Uncivil Agreement, by Lilliana Mason. It will certainly make my list of best books for 2018. My review on Amazon says,

Uncivil Agreement addresses the topic of polarization from the perspective of political psychology. The author advances the view that social identity is more important than opinions on issues as a driver of political behavior in general and polarization in particular.

The book is timely because it can help to explain the high levels of political anger that we see around us. The book is convincing in part because it makes intuitive sense (at least to me) but mostly because of the author’s clever and careful empirical research. Even a skeptic should find her studies persuasive.

We might naturally assume that our political selves are shaped by our interests and our views of policy. The alternative that Mason proposes is that our political selves are shaped by our sense of where we fit in socially.

From this alternative perspective, the increase in polarization arises from the fact that people are becoming more certain of where they belong in the social sphere. Our social class structure has become more segregated. Fewer people cross the bridges between status groups defined by location, education level, wealth, race, religiosity, etc.
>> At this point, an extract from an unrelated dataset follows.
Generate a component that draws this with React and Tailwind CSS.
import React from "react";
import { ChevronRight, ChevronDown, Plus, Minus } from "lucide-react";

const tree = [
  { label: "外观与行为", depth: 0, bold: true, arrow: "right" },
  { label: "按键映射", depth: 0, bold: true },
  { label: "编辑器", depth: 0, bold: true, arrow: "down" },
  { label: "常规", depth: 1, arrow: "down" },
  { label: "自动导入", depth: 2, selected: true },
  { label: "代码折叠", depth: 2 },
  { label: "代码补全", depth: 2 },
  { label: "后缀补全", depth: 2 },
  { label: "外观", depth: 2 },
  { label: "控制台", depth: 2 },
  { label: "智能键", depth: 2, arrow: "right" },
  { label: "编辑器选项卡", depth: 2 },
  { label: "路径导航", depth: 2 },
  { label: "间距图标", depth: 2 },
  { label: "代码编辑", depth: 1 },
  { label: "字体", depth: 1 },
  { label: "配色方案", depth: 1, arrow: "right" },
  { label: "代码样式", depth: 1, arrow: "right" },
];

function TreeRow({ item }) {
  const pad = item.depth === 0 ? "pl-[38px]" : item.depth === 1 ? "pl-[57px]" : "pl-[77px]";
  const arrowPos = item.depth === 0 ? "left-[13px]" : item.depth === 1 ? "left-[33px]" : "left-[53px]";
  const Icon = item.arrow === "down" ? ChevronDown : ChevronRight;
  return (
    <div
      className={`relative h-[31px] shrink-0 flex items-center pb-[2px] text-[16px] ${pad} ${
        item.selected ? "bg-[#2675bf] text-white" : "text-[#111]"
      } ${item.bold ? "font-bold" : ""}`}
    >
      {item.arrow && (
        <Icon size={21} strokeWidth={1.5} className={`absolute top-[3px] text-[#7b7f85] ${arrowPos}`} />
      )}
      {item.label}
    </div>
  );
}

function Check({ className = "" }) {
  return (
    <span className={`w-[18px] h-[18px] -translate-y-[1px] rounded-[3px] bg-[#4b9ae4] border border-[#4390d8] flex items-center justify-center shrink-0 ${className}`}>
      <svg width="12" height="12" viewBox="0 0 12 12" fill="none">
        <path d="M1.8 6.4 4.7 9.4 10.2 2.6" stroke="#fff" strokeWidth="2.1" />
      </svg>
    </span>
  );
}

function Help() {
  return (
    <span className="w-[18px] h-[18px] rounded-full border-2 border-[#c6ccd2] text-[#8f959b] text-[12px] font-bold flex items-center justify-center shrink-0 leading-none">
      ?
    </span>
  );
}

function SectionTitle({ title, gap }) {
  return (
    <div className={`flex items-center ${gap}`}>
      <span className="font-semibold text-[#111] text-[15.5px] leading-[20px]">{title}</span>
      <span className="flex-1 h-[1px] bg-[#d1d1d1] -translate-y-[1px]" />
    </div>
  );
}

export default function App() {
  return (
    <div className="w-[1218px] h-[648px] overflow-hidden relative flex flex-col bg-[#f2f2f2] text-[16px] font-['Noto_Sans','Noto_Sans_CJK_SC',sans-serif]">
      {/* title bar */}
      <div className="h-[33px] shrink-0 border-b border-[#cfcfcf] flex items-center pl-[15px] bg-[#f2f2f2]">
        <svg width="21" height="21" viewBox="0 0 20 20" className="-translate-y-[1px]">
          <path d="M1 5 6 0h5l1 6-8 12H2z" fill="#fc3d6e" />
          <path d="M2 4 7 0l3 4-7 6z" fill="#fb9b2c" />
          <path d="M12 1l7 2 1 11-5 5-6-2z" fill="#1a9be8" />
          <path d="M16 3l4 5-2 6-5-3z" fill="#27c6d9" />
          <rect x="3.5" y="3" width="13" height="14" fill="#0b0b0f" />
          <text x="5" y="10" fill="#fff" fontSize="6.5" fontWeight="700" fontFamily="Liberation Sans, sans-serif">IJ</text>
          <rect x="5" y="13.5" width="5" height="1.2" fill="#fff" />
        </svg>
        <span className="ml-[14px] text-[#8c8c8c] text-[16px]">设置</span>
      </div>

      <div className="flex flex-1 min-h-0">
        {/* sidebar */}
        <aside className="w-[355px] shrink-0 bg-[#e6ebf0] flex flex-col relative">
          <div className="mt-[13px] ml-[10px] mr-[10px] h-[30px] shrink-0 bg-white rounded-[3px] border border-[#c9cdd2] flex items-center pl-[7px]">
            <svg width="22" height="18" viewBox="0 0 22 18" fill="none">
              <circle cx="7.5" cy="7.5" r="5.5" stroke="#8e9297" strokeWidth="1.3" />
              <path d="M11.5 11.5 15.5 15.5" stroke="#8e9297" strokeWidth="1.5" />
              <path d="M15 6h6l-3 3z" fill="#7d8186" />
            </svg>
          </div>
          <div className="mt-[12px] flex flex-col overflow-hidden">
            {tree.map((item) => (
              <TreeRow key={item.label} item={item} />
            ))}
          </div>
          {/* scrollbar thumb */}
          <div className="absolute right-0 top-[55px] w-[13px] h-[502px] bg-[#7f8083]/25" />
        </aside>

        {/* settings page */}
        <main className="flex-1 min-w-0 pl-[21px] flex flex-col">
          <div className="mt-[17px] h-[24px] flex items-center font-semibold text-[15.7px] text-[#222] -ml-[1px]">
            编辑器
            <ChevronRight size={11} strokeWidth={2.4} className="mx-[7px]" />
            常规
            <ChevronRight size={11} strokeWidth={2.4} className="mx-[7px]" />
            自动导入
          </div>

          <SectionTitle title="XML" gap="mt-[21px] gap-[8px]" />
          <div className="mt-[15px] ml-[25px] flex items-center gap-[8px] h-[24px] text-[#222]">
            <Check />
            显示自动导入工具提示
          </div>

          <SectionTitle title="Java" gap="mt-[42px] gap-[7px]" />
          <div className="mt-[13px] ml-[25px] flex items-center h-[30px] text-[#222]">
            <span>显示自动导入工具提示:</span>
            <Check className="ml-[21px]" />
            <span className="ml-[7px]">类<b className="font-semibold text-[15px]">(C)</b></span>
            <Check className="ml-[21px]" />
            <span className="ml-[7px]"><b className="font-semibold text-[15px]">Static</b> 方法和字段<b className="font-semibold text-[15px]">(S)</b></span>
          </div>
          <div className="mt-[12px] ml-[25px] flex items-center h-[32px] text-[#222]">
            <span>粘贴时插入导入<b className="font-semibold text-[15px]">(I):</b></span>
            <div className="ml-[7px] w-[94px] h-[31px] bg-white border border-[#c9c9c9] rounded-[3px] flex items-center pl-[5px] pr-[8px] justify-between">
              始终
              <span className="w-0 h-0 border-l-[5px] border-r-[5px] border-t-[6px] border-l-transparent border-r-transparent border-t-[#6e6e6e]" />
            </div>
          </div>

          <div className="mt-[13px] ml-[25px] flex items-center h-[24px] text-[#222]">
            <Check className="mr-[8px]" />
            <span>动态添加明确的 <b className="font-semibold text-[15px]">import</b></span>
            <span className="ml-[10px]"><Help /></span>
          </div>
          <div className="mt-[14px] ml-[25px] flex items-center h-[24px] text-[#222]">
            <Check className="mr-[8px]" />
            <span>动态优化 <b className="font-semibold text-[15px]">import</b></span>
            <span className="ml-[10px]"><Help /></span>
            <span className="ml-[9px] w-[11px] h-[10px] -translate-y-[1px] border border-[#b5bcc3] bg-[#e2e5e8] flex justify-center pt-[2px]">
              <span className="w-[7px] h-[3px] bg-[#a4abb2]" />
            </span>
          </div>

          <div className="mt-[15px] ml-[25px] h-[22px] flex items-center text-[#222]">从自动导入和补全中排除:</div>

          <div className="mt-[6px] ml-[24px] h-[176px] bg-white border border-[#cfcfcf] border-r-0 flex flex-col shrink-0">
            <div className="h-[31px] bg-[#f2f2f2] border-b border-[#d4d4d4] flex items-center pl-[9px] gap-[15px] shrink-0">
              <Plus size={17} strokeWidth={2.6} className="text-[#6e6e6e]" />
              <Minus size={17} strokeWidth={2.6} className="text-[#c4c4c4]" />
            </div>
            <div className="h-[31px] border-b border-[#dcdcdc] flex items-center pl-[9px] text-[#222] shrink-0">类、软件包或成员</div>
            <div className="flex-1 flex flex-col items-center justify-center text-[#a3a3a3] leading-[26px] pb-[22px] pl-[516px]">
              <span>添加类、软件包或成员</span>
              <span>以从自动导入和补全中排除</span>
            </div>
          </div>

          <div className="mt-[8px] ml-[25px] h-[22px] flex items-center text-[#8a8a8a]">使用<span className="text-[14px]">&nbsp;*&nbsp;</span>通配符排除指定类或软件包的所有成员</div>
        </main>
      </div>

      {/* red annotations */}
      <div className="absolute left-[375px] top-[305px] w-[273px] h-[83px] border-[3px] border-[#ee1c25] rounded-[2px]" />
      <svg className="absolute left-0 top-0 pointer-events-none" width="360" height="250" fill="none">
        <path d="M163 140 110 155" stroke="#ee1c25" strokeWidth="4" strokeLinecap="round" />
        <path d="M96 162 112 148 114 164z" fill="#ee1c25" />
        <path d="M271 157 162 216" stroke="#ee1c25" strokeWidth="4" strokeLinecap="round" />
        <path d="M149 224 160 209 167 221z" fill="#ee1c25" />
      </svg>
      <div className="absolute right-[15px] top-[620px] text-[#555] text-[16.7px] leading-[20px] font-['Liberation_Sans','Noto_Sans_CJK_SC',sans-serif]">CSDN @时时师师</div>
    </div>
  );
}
As the social structure solidifies, political antagonism increases. People who are locked into their identity as Democrats only care about seeing Democrats win and Republicans lose. Republicans, too, have come to care more about winning than about issues. I would note that Democrats loved Barack Obama’s victories, even though at the state level the party hollowed out while he was President. By the same token, Republicans love Donald Trump’s victory, even though it seems to be devastating the party’s future.
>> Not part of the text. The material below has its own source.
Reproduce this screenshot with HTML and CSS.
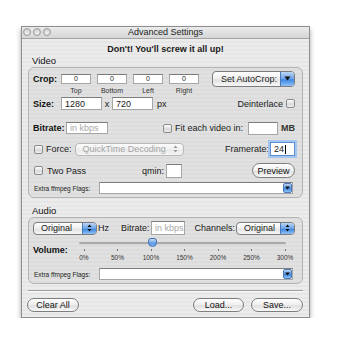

Another trend is an increase in what Mason calls “blind” activism. That is, political activism driven by anger and enthusiasm, rather than by reason and practical considerations.

I think that the publisher is wrong to position this as a purely academic book or textbook. It should be of value to the many people who have a general interest in the nature of political behavior. I read the Kindle version of the book, and I found that I had to squint to read the graphs. But it was still very much worth it.

Finally, I cannot resist saying that if you like this book, you may also like my own more amateurish effort, The Three Languages of Politics. Although my book is very different in style from Uncivil Agreement, I think that the two books share some of the same underlying psychological outlook.

I think that there are libertarian implications that the author does not mention. If homo politicus acts tribally, rather than on the basis of self-interest or policy preferences, then surely this warrants some disenchantment with voting as a mechanism for guiding society.